===== GIVEN DATA
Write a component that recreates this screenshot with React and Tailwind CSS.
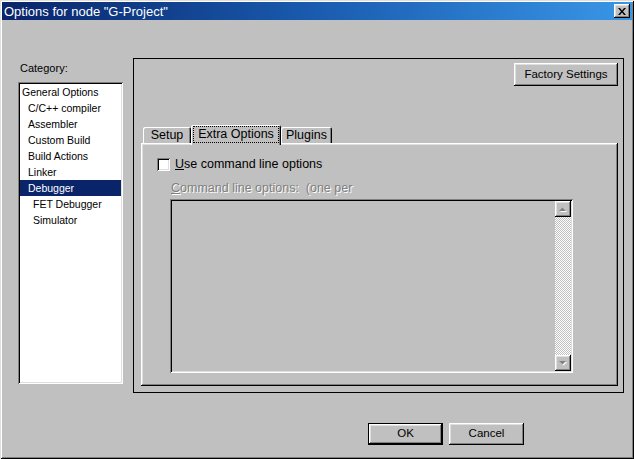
// App.jsx - "Options for node" dialog (classic Windows look)
import React, { useState } from 'react';

const raised = 'shadow-[inset_-1px_-1px_0_#000,inset_1px_1px_0_#fff,inset_-2px_-2px_0_#808080,inset_2px_2px_0_#dfdfdf]';
const sunken = 'shadow-[inset_1px_1px_0_#808080,inset_-1px_-1px_0_#fff,inset_2px_2px_0_#000,inset_-2px_-2px_0_#dfdfdf]';
const tabEdge = 'shadow-[inset_1px_1px_0_#fff,inset_-1px_0_0_#000,inset_-2px_0_0_#808080]';

const categories = [
  { label: 'General Options', indent: 0 },
  { label: 'C/C++ compiler', indent: 1 },
  { label: 'Assembler', indent: 1 },
  { label: 'Custom Build', indent: 1 },
  { label: 'Build Actions', indent: 1 },
  { label: 'Linker', indent: 1 },
  { label: 'Debugger', indent: 1 },
  { label: 'FET Debugger', indent: 2 },
  { label: 'Simulator', indent: 2 },
];

const indentCls = ['pl-[2px]', 'pl-[8px]', 'pl-[13px]'];

function Button({ children, isDefault, className = '' }) {
  return (
    <div className={`${isDefault ? 'border border-black' : ''} ${className}`}>
      <div className={`w-full h-full flex items-center justify-center bg-[#c0c0c0] text-[11.5px] text-black ${raised}`}>
        {children}
      </div>
    </div>
  );
}

function Arrow({ up }) {
  return (
    <div className={`w-[16px] h-[16px] flex items-center justify-center bg-[#c0c0c0] ${raised}`}>
      <svg width="8" height="5" viewBox="0 0 8 5">
        {up ? (
          <>
            <polygon points="4.5,1.5 8,5 1,5" fill="#fff" />
            <polygon points="3.5,0.5 7,4 0,4" fill="#808080" />
          </>
        ) : (
          <>
            <polygon points="1,1 8,1 4.5,4.5" fill="#fff" />
            <polygon points="0,0 7,0 3.5,3.5" fill="#808080" />
          </>
        )}
      </svg>
    </div>
  );
}

export default function App() {
  const [selected, setSelected] = useState('Debugger');
  const [useCmd, setUseCmd] = useState(false);

  return (
    <div
      className="w-[634px] h-[459px] bg-[#c0c0c0] p-[2px] flex flex-col text-black shadow-[inset_1px_1px_0_#dfdfdf,inset_-1px_-1px_0_#000,inset_2px_2px_0_#fff,inset_-2px_-2px_0_#808080]"
      style={{ fontFamily: '"Liberation Sans", Arial, sans-serif' }}
    >
      {/* title bar */}
      <div className="h-[18px] flex items-center justify-between pl-[2px] pr-[2px] bg-gradient-to-r from-[#0a246a] via-[#1a5cb0] to-[#3a96e6]">
        <span className="text-white text-[13px] leading-none">Options for node "G-Project"</span>
        <div className={`w-[16px] h-[14px] flex items-center justify-center bg-[#c0c0c0] ${raised}`}>
          <svg width="8" height="7" viewBox="0 0 8 7">
            <path d="M0 0h2l2 2.5L6 0h2L5 3.5 8 7H6L4 4.5 2 7H0l3-3.5z" fill="#000" />
          </svg>
        </div>
      </div>

      <div className="flex mt-[38px] pl-[16px]">
        {/* category list */}
        <div className="w-[105px] flex flex-col">
          <div className="mt-[3px] h-[14px] pl-[2px] text-[11px] leading-[14px]">Category:</div>
          <div className={`mt-[7px] h-[302px] bg-white p-[2px] ${sunken}`}>
            {categories.map((c) => {
              const active = c.label === selected;
              return (
                <div
                  key={c.label}
                  onClick={() => setSelected(c.label)}
                  className={`h-[16px] text-[10.5px] leading-[16px] ${indentCls[c.indent]} ${active ? 'bg-[#0a246a] text-white' : 'text-black'}`}
                >
                  {c.label}
                </div>
              );
            })}
          </div>
        </div>

        {/* right panel */}
        <div className="ml-[10px] w-[491px] h-[335px] border border-black flex flex-col pt-[4px] pl-[7px] pr-[5px] pb-[6px]">
          <div className="flex justify-end">
            <Button className="w-[104px] h-[23px]">Factory Settings</Button>
          </div>

          <div className="mt-[39px] h-[18px] flex items-end pl-[2px]">
            <div className={`w-[48px] h-[16px] flex items-center justify-center text-[12.5px] bg-[#c0c0c0] rounded-t-[2px] ${tabEdge}`}>
              Setup
            </div>
            <div className={`relative z-10 w-[90px] h-[20px] -mb-[2px] flex items-start justify-center pt-[1px] text-[12.5px] bg-[#c0c0c0] rounded-t-[2px] ${tabEdge}`}>
              <span className="border border-dotted border-black px-[4px] leading-[15px]">Extra Options</span>
            </div>
            <div className={`w-[51px] h-[16px] flex items-center justify-center text-[12.5px] bg-[#c0c0c0] rounded-t-[2px] ${tabEdge}`}>
              Plugins
            </div>
          </div>

          <div className={`flex-1 flex flex-col ${raised}`}>
            <label className="mt-[15px] ml-[16px] flex items-center h-[13px] cursor-default" onClick={() => setUseCmd(!useCmd)}>
              <span className={`w-[13px] h-[13px] bg-white flex items-center justify-center ${sunken}`}>
                {useCmd && (
                  <svg width="7" height="7" viewBox="0 0 7 7">
                    <path d="M0 3l2 2 5-5v2L2 7 0 5z" fill="#000" />
                  </svg>
                )}
              </span>
              <span className="ml-[5px] text-[12.5px] leading-none"><u>U</u>se command line options</span>
            </label>

            <div className="mt-[10px] ml-[30px] h-[14px] text-[12.5px] leading-[14px] text-[#808080] [text-shadow:1px_1px_0_#fff]">
              <u>C</u>ommand line options:&nbsp; (one per
            </div>

            <div className={`mt-[4px] ml-[29px] w-[403px] h-[174px] bg-[#c0c0c0] p-[2px] flex justify-end ${sunken}`}>
              <div className="w-[16px] flex flex-col">
                <Arrow up />
                <div className="flex-1 bg-[repeating-conic-gradient(#fff_0%_25%,#c0c0c0_0%_50%)] bg-[length:2px_2px]" />
                <Arrow />
              </div>
            </div>
          </div>
        </div>
      </div>

      <div className="mt-[30px] flex justify-end pr-[108px] gap-[6px]">
        <Button isDefault className="w-[75px] h-[22px]">OK</Button>
        <Button className="w-[75px] h-[22px]">Cancel</Button>
      </div>
    </div>
  );
}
==========
Reproduce the material above exactly, first line through the line that contains "const indentCls = ['pl-[2px]', 'pl-[8px]', 'pl-[13px]'];", minus the pictures.

Write a component that recreates this screenshot with React and Tailwind CSS.
// App.jsx - "Options for node" dialog (classic Windows look)
import React, { useState } from 'react';

const raised = 'shadow-[inset_-1px_-1px_0_#000,inset_1px_1px_0_#fff,inset_-2px_-2px_0_#808080,inset_2px_2px_0_#dfdfdf]';
const sunken = 'shadow-[inset_1px_1px_0_#808080,inset_-1px_-1px_0_#fff,inset_2px_2px_0_#000,inset_-2px_-2px_0_#dfdfdf]';
const tabEdge = 'shadow-[inset_1px_1px_0_#fff,inset_-1px_0_0_#000,inset_-2px_0_0_#808080]';

const categories = [
  { label: 'General Options', indent: 0 },
  { label: 'C/C++ compiler', indent: 1 },
  { label: 'Assembler', indent: 1 },
  { label: 'Custom Build', indent: 1 },
  { label: 'Build Actions', indent: 1 },
  { label: 'Linker', indent: 1 },
  { label: 'Debugger', indent: 1 },
  { label: 'FET Debugger', indent: 2 },
  { label: 'Simulator', indent: 2 },
];

const indentCls = ['pl-[2px]', 'pl-[8px]', 'pl-[13px]'];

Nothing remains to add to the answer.